TASK DESCRIPTION:
Go through the data below. Pull out every line that has the word "styles".

^^^^

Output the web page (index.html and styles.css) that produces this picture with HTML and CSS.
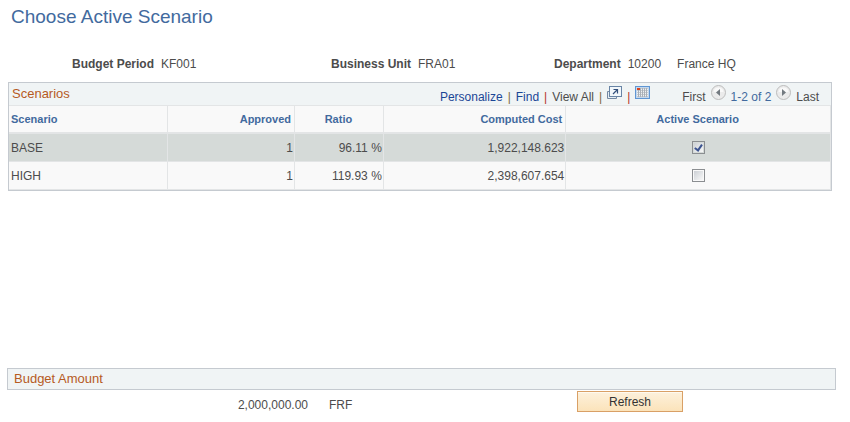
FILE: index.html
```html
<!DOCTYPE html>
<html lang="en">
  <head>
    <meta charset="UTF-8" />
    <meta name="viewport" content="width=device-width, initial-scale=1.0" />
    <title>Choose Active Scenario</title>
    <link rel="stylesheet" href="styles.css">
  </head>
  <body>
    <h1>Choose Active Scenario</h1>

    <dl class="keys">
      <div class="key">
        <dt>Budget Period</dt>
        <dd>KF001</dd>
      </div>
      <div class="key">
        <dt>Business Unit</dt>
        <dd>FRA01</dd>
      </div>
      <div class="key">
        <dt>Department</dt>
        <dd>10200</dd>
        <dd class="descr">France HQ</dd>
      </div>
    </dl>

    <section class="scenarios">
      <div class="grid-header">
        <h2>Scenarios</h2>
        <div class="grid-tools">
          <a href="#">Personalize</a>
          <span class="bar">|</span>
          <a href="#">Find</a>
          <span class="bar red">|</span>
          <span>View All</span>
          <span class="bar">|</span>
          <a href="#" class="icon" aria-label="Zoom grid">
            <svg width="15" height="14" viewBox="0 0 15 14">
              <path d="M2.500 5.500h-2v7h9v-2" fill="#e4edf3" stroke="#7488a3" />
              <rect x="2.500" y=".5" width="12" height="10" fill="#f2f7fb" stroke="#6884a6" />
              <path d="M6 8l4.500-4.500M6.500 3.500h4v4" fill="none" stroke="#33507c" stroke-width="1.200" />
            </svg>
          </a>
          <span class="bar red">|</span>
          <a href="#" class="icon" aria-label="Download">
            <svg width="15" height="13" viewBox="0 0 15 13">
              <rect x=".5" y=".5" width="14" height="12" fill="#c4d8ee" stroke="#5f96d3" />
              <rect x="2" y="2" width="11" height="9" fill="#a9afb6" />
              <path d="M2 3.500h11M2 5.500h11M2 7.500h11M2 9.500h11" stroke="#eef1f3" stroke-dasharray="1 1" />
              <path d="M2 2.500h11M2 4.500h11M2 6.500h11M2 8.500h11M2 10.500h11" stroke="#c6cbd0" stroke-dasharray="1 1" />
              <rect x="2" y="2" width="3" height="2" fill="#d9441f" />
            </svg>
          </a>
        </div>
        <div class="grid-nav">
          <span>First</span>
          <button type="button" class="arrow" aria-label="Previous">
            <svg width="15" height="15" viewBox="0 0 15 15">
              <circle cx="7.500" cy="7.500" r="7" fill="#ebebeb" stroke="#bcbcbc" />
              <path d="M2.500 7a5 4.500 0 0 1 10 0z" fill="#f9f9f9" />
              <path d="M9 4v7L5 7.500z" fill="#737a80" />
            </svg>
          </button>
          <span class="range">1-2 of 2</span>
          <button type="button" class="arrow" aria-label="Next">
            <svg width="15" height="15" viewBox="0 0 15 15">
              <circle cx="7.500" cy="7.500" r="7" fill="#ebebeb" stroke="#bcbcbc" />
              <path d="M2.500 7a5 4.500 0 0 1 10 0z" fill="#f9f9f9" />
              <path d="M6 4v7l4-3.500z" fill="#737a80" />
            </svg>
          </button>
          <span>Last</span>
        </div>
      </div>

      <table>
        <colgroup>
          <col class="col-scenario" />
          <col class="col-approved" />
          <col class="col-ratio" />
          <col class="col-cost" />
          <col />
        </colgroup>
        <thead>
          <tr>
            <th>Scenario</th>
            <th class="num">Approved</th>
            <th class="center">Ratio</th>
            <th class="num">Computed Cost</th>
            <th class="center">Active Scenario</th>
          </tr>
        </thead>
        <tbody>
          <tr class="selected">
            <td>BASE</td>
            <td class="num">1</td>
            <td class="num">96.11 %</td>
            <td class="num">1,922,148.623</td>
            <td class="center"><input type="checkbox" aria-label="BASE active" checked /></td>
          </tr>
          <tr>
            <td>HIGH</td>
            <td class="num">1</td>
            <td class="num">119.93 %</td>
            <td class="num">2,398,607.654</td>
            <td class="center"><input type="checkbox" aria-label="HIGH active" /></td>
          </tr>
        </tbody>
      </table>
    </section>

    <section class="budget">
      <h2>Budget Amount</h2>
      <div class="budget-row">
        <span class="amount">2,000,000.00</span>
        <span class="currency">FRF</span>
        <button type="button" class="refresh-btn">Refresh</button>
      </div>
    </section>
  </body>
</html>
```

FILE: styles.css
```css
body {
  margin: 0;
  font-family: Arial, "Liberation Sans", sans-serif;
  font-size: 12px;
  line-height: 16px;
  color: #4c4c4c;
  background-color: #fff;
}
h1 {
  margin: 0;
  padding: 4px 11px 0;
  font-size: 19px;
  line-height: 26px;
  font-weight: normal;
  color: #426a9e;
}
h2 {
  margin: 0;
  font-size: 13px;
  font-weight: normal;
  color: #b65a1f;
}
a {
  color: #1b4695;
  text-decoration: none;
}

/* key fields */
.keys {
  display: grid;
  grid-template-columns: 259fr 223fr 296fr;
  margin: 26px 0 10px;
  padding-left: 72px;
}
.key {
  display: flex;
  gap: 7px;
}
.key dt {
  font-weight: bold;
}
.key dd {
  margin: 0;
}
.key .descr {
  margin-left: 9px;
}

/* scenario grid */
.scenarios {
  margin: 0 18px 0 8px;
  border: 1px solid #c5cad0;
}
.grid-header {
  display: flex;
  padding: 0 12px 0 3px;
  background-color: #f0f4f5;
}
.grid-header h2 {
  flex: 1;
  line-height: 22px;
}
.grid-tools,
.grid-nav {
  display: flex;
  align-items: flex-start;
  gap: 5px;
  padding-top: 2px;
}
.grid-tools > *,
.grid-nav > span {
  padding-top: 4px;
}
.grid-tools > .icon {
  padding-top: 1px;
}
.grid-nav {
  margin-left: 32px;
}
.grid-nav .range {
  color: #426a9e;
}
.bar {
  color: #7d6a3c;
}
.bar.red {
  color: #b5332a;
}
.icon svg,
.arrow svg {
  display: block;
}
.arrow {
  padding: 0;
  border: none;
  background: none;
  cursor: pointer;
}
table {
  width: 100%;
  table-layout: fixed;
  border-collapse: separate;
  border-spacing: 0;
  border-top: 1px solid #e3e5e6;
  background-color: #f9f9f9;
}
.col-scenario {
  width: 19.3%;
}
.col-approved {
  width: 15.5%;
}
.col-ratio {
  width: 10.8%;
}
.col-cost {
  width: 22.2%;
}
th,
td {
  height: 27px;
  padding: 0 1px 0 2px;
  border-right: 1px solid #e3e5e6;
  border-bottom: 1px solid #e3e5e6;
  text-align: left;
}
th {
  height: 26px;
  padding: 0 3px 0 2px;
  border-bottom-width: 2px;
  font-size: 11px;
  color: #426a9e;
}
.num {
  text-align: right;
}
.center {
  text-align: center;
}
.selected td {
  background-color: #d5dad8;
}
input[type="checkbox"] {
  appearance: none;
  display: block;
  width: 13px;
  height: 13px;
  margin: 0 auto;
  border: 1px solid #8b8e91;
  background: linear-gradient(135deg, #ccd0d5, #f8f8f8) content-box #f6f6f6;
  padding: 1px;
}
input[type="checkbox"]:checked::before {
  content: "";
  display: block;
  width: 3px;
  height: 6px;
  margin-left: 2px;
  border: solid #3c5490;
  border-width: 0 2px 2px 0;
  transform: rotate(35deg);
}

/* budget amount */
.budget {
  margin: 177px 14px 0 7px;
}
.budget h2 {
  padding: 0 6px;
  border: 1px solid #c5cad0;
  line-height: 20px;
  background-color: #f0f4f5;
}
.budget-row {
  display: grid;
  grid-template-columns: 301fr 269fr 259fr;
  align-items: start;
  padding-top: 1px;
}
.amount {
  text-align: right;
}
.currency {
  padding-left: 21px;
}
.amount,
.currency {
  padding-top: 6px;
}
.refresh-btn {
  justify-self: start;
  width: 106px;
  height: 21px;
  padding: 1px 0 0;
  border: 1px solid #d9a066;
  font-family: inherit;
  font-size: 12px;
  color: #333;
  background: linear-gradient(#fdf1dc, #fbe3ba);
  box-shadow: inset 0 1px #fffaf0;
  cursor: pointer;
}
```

^^^^

RESULT OF THE TASK:
Output the web page (index.html and styles.css) that produces this picture with HTML and CSS.
    <link rel="stylesheet" href="styles.css">
FILE: styles.css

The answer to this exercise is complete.